| MATERIAL |
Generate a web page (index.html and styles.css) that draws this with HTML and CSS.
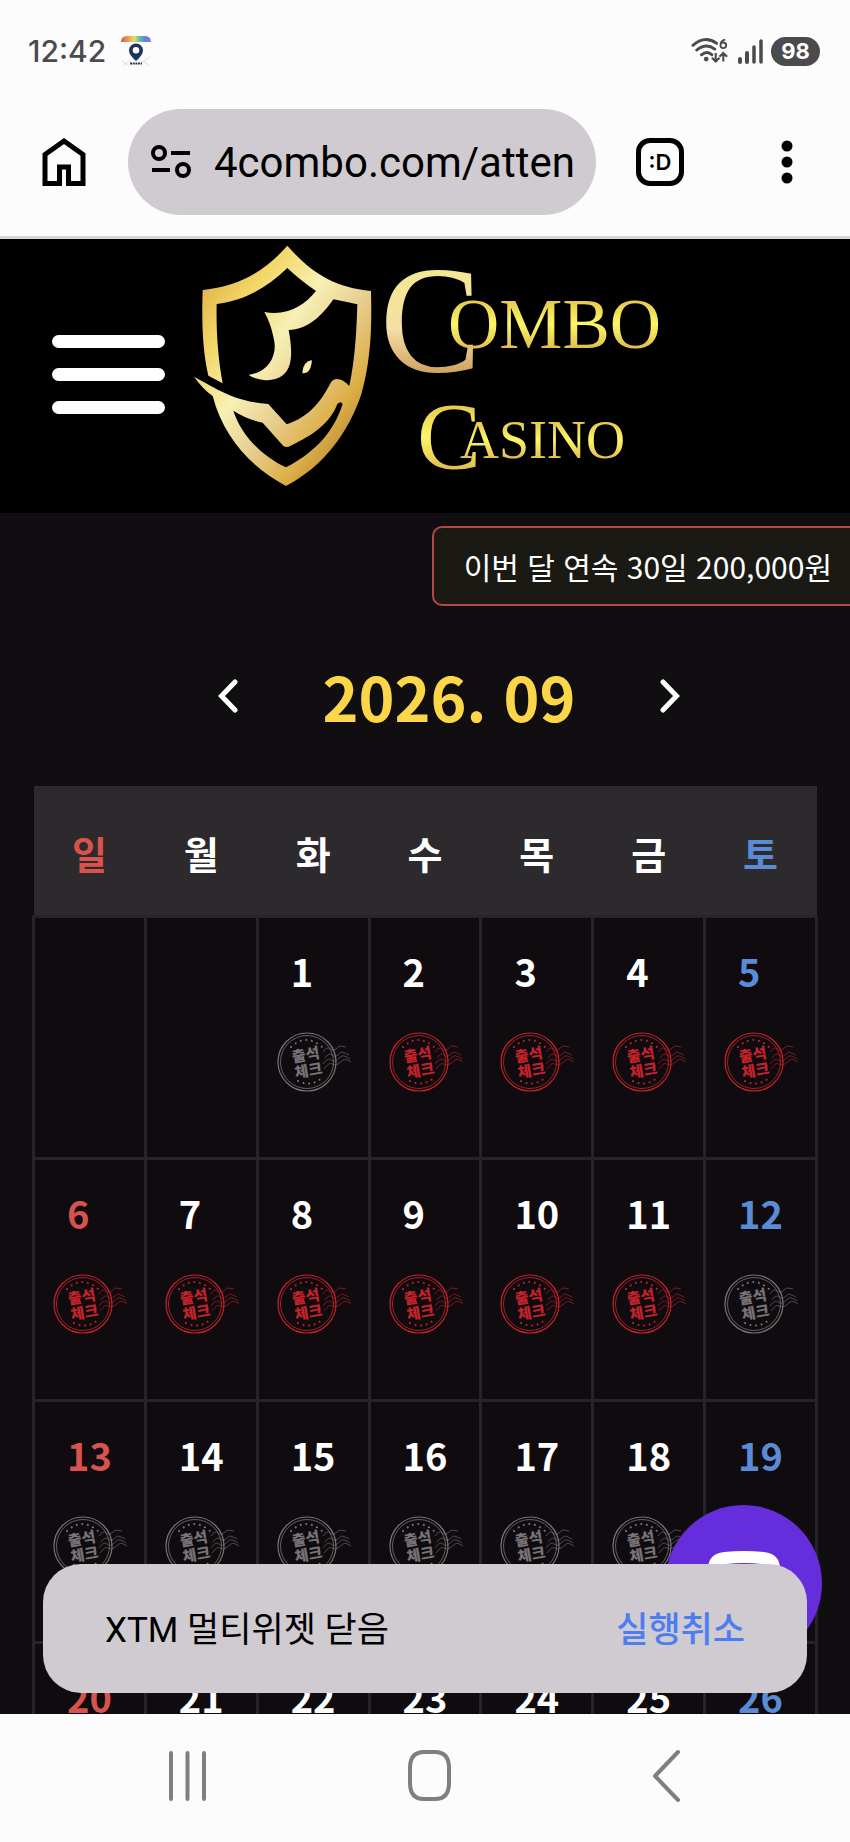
FILE: index.html
```html
<!DOCTYPE html>
<html lang="ko">
<head>
<meta charset="utf-8">
<meta name="viewport" content="width=device-width, initial-scale=1">
<title>Combo Casino</title>
<link rel="stylesheet" href="styles.css">
</head>
<body>
<svg class="defs" aria-hidden="true">
  <symbol id="stamp" viewBox="0 0 76 62">
    <g fill="none" stroke="currentColor">
      <circle cx="30" cy="31" r="29" stroke-width="1.2"/>
      <circle cx="30" cy="31" r="26.5" stroke-width=".8"/>
      <path stroke-width=".8" opacity=".75" d="M46 21q4-6 7-3t6 0 4-3 6 1M48 27q4-6 7-3t6 0 4-3 7 3M46 33q5-7 8-4t6 0 5-4 8 3M47 38q5-7 8-5t6 0 5-4 8 2"/>
      <path stroke-width="2" stroke-linecap="round" stroke-dasharray=".1 5.6" d="M14 16q15-14 31 0M21 50q14 7 26-5"/>
    </g>
    <g class="stamp-text" transform="rotate(-10 30 31)" fill="currentColor" text-anchor="middle">
      <text x="30" y="29">출석</text>
      <text x="30" y="45">체크</text>
    </g>
  </symbol>
</svg>

<header class="status">
  <div class="status-side">
    <time class="clock">12:42</time>
    <svg width="32" height="32" viewBox="0 0 32 32" aria-hidden="true">
      <defs><linearGradient id="rainbow"><stop offset="0" stop-color="#d9534c"/><stop offset=".25" stop-color="#eda253"/><stop offset=".45" stop-color="#dce06a"/><stop offset=".6" stop-color="#68c69b"/><stop offset=".8" stop-color="#5b83e8"/><stop offset="1" stop-color="#a66be0"/></linearGradient></defs>
      <path fill="url(#rainbow)" d="M1 7Q1 1 7 1h18q6 0 6 6z"/>
      <path d="M2 26l7 5m-6 0 8-6m10 3 9-6m-7 4 7 5" stroke="#ddd" fill="none"/>
      <path fill="#1d355e" fill-rule="evenodd" d="M16 26Q9 20 9 15.500a7 7 0 0 1 14 0Q23 20 16 26zm0-14a3.300 3.300 0 1 0 0 6.600 3.300 3.300 0 0 0 0-6.600z"/>
      <path stroke="#333" stroke-width="2" stroke-dasharray="2 .7" d="M10 28.500h12"/>
    </svg>
  </div>
  <div class="status-side status-right">
    <svg width="38" height="30" viewBox="0 0 40 30" fill="none" stroke="#4b4a4d" aria-hidden="true">
      <path stroke-width="3" stroke-linecap="round" d="M2 9q13-11 25-2M6 14q10-8 19-1M11 19q6-5 11 0"/>
      <circle cx="16" cy="23.500" r="2.500" fill="#4b4a4d" stroke="none"/>
      <path stroke-width="2.200" d="M26 17v9m-4-4 4 4 4-4M34 26v-9m-4 4 4-4 4 4"/>
      <path stroke-width="2" d="M36 3q-5 1-5 6a3 3 0 1 0 3-3q-2 0-3 2"/>
    </svg>
    <svg width="26" height="28" viewBox="0 0 26 28" stroke="#4b4a4d" stroke-width="4" stroke-linecap="round" aria-hidden="true"><path d="M3 22v3M10 16v9"/><path d="M17 10v15M24 4v21" stroke-width="3.500"/></svg>
    <span class="battery">98</span>
  </div>
</header>

<nav class="browser" aria-label="브라우저">
  <button class="icon-btn" aria-label="홈">
    <svg width="44" height="50" viewBox="0 0 44 50" fill="none" stroke="#000" stroke-width="5"><path d="M3 46.500V17.500L22 4l19 13.500v29H26.500V30h-9v16.500z"/></svg>
  </button>
  <div class="address">
    <svg width="42" height="36" viewBox="0 0 42 36" fill="none" stroke="#000" stroke-width="4" aria-hidden="true"><circle cx="9" cy="9" r="6"/><circle cx="33" cy="26" r="6"/><path d="M21 9h19M2 26h18"/></svg>
    <input class="url" type="text" aria-label="주소" value="4combo.com/atten">
  </div>
  <button class="tabs" aria-label="탭">:D</button>
  <button class="icon-btn" aria-label="메뉴">
    <svg width="12" height="44" viewBox="0 0 12 44"><circle cx="6" cy="6" r="5.500"/><circle cx="6" cy="22" r="5.500"/><circle cx="6" cy="38" r="5.500"/></svg>
  </button>
</nav>

<div class="viewport">
  <header class="site-head">
    <button class="burger" aria-label="전체 메뉴"><span></span><span></span><span></span></button>
    <svg class="logo" viewBox="190 239 475 274" role="img" aria-label="Combo Casino">
      <defs>
        <linearGradient id="shield" x1="0" y1="0" x2="1" y2="1"><stop offset="0" stop-color="#d79c3c"/><stop offset=".25" stop-color="#f2d665"/><stop offset=".43" stop-color="#f7f0b4"/><stop offset=".58" stop-color="#e9cf92"/><stop offset=".75" stop-color="#dcae45"/><stop offset="1" stop-color="#8f6128"/></linearGradient>
        <linearGradient id="pale" x1="0" y1="0" x2="0" y2="1"><stop offset="0" stop-color="#f4ed8a"/><stop offset=".55" stop-color="#f3dfa2"/><stop offset="1" stop-color="#b87431"/></linearGradient>
        <linearGradient id="gold" x1="0" y1="0" x2="0" y2="1"><stop offset=".2" stop-color="#e6c94c"/><stop offset=".5" stop-color="#fbf767"/><stop offset=".85" stop-color="#dfb54c"/></linearGradient>
      </defs>
      <g transform="translate(0 230) scale(.33333)" fill="url(#shield)">
        <path fill-rule="evenodd" d="M862 47C930 125 1000 172 1113 183C1116 300 1112 390 1085 490C1045 610 970 710 858 768C750 710 670 620 638 498C620 485 600 465 582 440C640 470 700 515 805 522L860 583C930 560 965 510 990 462C1000 440 1025 442 1048 468C1065 390 1070 300 1072 223Q1035 215 1000 208C965 260 920 300 866 300C885 400 870 450 795 451Q765 448 746 435C810 425 835 370 820 320Q812 280 793 246C860 260 915 225 948 183Q900 150 862 114C800 175 730 212 650 222C648 310 655 390 668 460L625 437C607 360 605 270 608 180C710 170 790 130 862 47ZM700 542Q745 570 788 578L850 648Q860 655 872 647C940 615 990 580 1012 522Q1022 512 1028 522C1000 610 940 670 858 712C790 680 725 620 700 542Z"/>
        <path fill="#f5ecb0" d="M935 390Q908 395 907 430Q930 432 935 400Z"/>
      </g>
      <g class="logo-text">
        <text x="380" y="372" font-size="152" fill="url(#pale)">C</text>
        <text x="448" y="348" font-size="71" fill="url(#gold)">OMBO</text>
        <text x="417" y="469" font-size="96" fill="url(#gold)">C</text>
        <text x="460" y="458" font-size="54" fill="url(#gold)">ASINO</text>
      </g>
    </svg>
  </header>

  <main class="content">
    <p class="notice">이번 달 연속 30일 200,000원</p>
    <div class="month">
      <button class="icon-btn" aria-label="이전 달"><svg width="20" height="34" viewBox="0 0 20 34" fill="none" stroke="#fff" stroke-width="5" stroke-linecap="round"><path d="M17 3 3.500 17 17 31"/></svg></button>
      <h1>2026. 09</h1>
      <button class="icon-btn" aria-label="다음 달"><svg width="20" height="34" viewBox="0 0 20 34" fill="none" stroke="#fff" stroke-width="5" stroke-linecap="round"><path d="M3 3l13.500 14L3 31"/></svg></button>
    </div>
    <table class="calendar">
      <thead><tr><th>일</th><th>월</th><th>화</th><th>수</th><th>목</th><th>금</th><th>토</th></tr></thead>
      <tbody>
        <tr>
          <td></td><td></td>
          <td><b>1</b><svg class="stamp"><use href="#stamp"/></svg></td>
          <td><b>2</b><svg class="stamp on"><use href="#stamp"/></svg></td>
          <td><b>3</b><svg class="stamp on"><use href="#stamp"/></svg></td>
          <td><b>4</b><svg class="stamp on"><use href="#stamp"/></svg></td>
          <td><b>5</b><svg class="stamp on"><use href="#stamp"/></svg></td>
        </tr>
        <tr>
          <td><b>6</b><svg class="stamp on"><use href="#stamp"/></svg></td>
          <td><b>7</b><svg class="stamp on"><use href="#stamp"/></svg></td>
          <td><b>8</b><svg class="stamp on"><use href="#stamp"/></svg></td>
          <td><b>9</b><svg class="stamp on"><use href="#stamp"/></svg></td>
          <td><b>10</b><svg class="stamp on"><use href="#stamp"/></svg></td>
          <td><b>11</b><svg class="stamp on"><use href="#stamp"/></svg></td>
          <td><b>12</b><svg class="stamp"><use href="#stamp"/></svg></td>
        </tr>
        <tr>
          <td><b>13</b><svg class="stamp"><use href="#stamp"/></svg></td>
          <td><b>14</b><svg class="stamp"><use href="#stamp"/></svg></td>
          <td><b>15</b><svg class="stamp"><use href="#stamp"/></svg></td>
          <td><b>16</b><svg class="stamp"><use href="#stamp"/></svg></td>
          <td><b>17</b><svg class="stamp"><use href="#stamp"/></svg></td>
          <td><b>18</b><svg class="stamp"><use href="#stamp"/></svg></td>
          <td><b>19</b></td>
        </tr>
        <tr><td><b>20</b></td><td><b>21</b></td><td><b>22</b></td><td><b>23</b></td><td><b>24</b></td><td><b>25</b></td><td><b>26</b></td></tr>
      </tbody>
    </table>
  </main>

  <button class="chat" aria-label="채팅">
    <svg width="72" height="66" viewBox="0 0 72 66"><path fill="#fff" fill-rule="evenodd" d="M16 1Q36-1 56 1Q72 3 72 18V38Q72 52 56 53H40L24 65V53H16Q0 52 0 38V18Q0 3 16 1ZM18 13Q12 14 12 20V36Q12 42 18 42H54Q60 42 60 36V20Q60 14 54 13Q36 11 18 13Z"/></svg>
  </button>

  <div class="snackbar" role="status">
    <span>XTM 멀티위젯 닫음</span>
    <button class="undo">실행취소</button>
  </div>
</div>

<nav class="system" aria-label="시스템">
  <button class="icon-btn" aria-label="최근 앱"><svg width="40" height="54" viewBox="0 0 40 54" stroke="#807e81" stroke-width="4" stroke-linecap="round"><path d="M3 4v46M19.500 4v46M36 4v46"/></svg></button>
  <button class="icon-btn" aria-label="홈 화면"><svg width="44" height="54" viewBox="0 0 44 54" fill="none" stroke="#807e81" stroke-width="4"><path d="M16 3h11q14 0 14 16v15q0 16-14 16H16Q2 50 2 34V19Q2 3 16 3z"/></svg></button>
  <button class="icon-btn" aria-label="뒤로"><svg width="30" height="54" viewBox="0 0 30 54" fill="none" stroke="#807e81" stroke-width="4" stroke-linecap="round" stroke-linejoin="round"><path d="M26 3 3 27l23 24"/></svg></button>
</nav>
</body>
</html>
```
FILE: styles.css
```css
* { box-sizing: border-box; }

body {
  margin: 0;
  height: 100vh;
  display: flex;
  flex-direction: column;
  overflow: hidden;
  background: #fdfcfd;
  color: #000;
  font-family: "Noto Sans CJK KR", sans-serif;
}

svg { display: block; flex: none; }
.defs { position: absolute; width: 0; height: 0; }

button {
  margin: 0;
  padding: 0;
  border: 0;
  background: none;
  color: inherit;
  font: inherit;
}

.icon-btn { display: flex; }

.status {
  flex: none;
  height: 102px;
  padding: 0 30px 0 28px;
  display: flex;
  justify-content: space-between;
  align-items: center;
}
.status-side { display: flex; align-items: center; gap: 14px; }
.status-right { gap: 8px; }
.clock { font: 500 30px/40px Inter, sans-serif; color: #4b4a4d; }
.battery {
  width: 49px;
  border-radius: 15px;
  background: #4b4a4d;
  color: #fff;
  font: 700 22px/29px Inter, sans-serif;
  text-align: center;
}

.browser {
  flex: none;
  height: 137px;
  padding: 0 57px 14px 42px;
  display: flex;
  align-items: center;
  border-bottom: 3px solid #d8d6d8;
}
.address {
  flex: 1;
  min-width: 0;
  height: 106px;
  margin: 0 40px 0 42px;
  padding: 0 20px 0 22px;
  display: flex;
  align-items: center;
  gap: 22px;
  border-radius: 53px;
  background: #cfcbd0;
}
.url {
  flex: 1;
  min-width: 0;
  padding: 2px 0 0;
  border: 0;
  background: none;
  color: #000;
  font: 400 42px/56px Roboto, sans-serif;
}
.tabs {
  width: 48px;
  height: 48px;
  margin-right: 97px;
  border: 5px solid #000;
  border-radius: 14px;
  font: 600 22px/36px Inter, sans-serif;
}

.viewport {
  position: relative;
  flex: 1;
  min-height: 0;
  overflow: hidden;
  background: #110e11;
  color: #fff;
}

.site-head {
  height: 274px;
  padding-left: 52px;
  display: flex;
  align-items: center;
  gap: 25px;
  background: #000;
}
.burger {
  width: 113px;
  padding-bottom: 4px;
  display: grid;
  gap: 20px;
}
.burger span { height: 13px; border-radius: 7px; background: #fff; }
.logo { width: 475px; height: 274px; }
.logo-text { font-family: "Liberation Serif", serif; }

.content { padding: 13px 32px 0; }
.notice {
  width: fit-content;
  margin: 0 -48px 0 auto;
  padding: 0 32px 0 30px;
  border: 2px solid #b14946;
  border-radius: 10px;
  background: #1a1914;
  font-size: 30px;
  line-height: 76px;
  white-space: nowrap;
}
.month {
  max-width: 510px;
  margin: 44px auto;
  padding-left: 48px;
  display: flex;
  align-items: center;
  justify-content: space-between;
}
.month h1 {
  margin: 0;
  color: #fad648;
  font-size: 61px;
  font-weight: 700;
  line-height: 92px;
}

.calendar {
  width: 100%;
  border-collapse: collapse;
  table-layout: fixed;
  background: #0f0b0e;
}
.calendar th {
  height: 130px;
  padding: 4px 0 0;
  background: #2d2a2d;
  font-size: 38px;
  font-weight: 700;
}
.calendar td {
  height: 242px;
  padding: 31px 0 0 18px;
  border: 3px solid #272427;
  vertical-align: top;
}
.calendar b {
  display: block;
  padding-left: 14px;
  font-size: 38px;
  font-weight: 700;
  line-height: 44px;
}
.calendar tr > :first-child { color: #d8524e; }
.calendar tr > :last-child { color: #5a8bd6; }
.calendar .stamp { width: 76px; height: 62px; margin-top: 38px; color: #777377; }
.calendar .on { color: #c4232b; }
.stamp-text { font-size: 15px; font-weight: 900; }

.chat {
  position: absolute;
  right: 28px;
  bottom: 52px;
  width: 157px;
  height: 157px;
  display: grid;
  place-items: center;
  border-radius: 50%;
  background: #662ddc;
}

.snackbar {
  position: absolute;
  left: 43px;
  right: 43px;
  bottom: 21px;
  height: 129px;
  padding: 0 62px 4px;
  display: flex;
  align-items: center;
  justify-content: space-between;
  border-radius: 38px;
  background: #cfcbd0;
  color: #000;
  font-size: 35px;
  font-family: Roboto, "Noto Sans CJK KR", sans-serif;
}
.undo { color: #4d7df0; font-weight: 500; }

.system {
  flex: none;
  height: 128px;
  padding: 0 168px 4px;
  display: flex;
  align-items: center;
  justify-content: space-between;
}
```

| OBJECTIVE |
From the data above, work out how many lines hold "styles". Answer with the number alone.

| EXERCISE RESPONSE |
3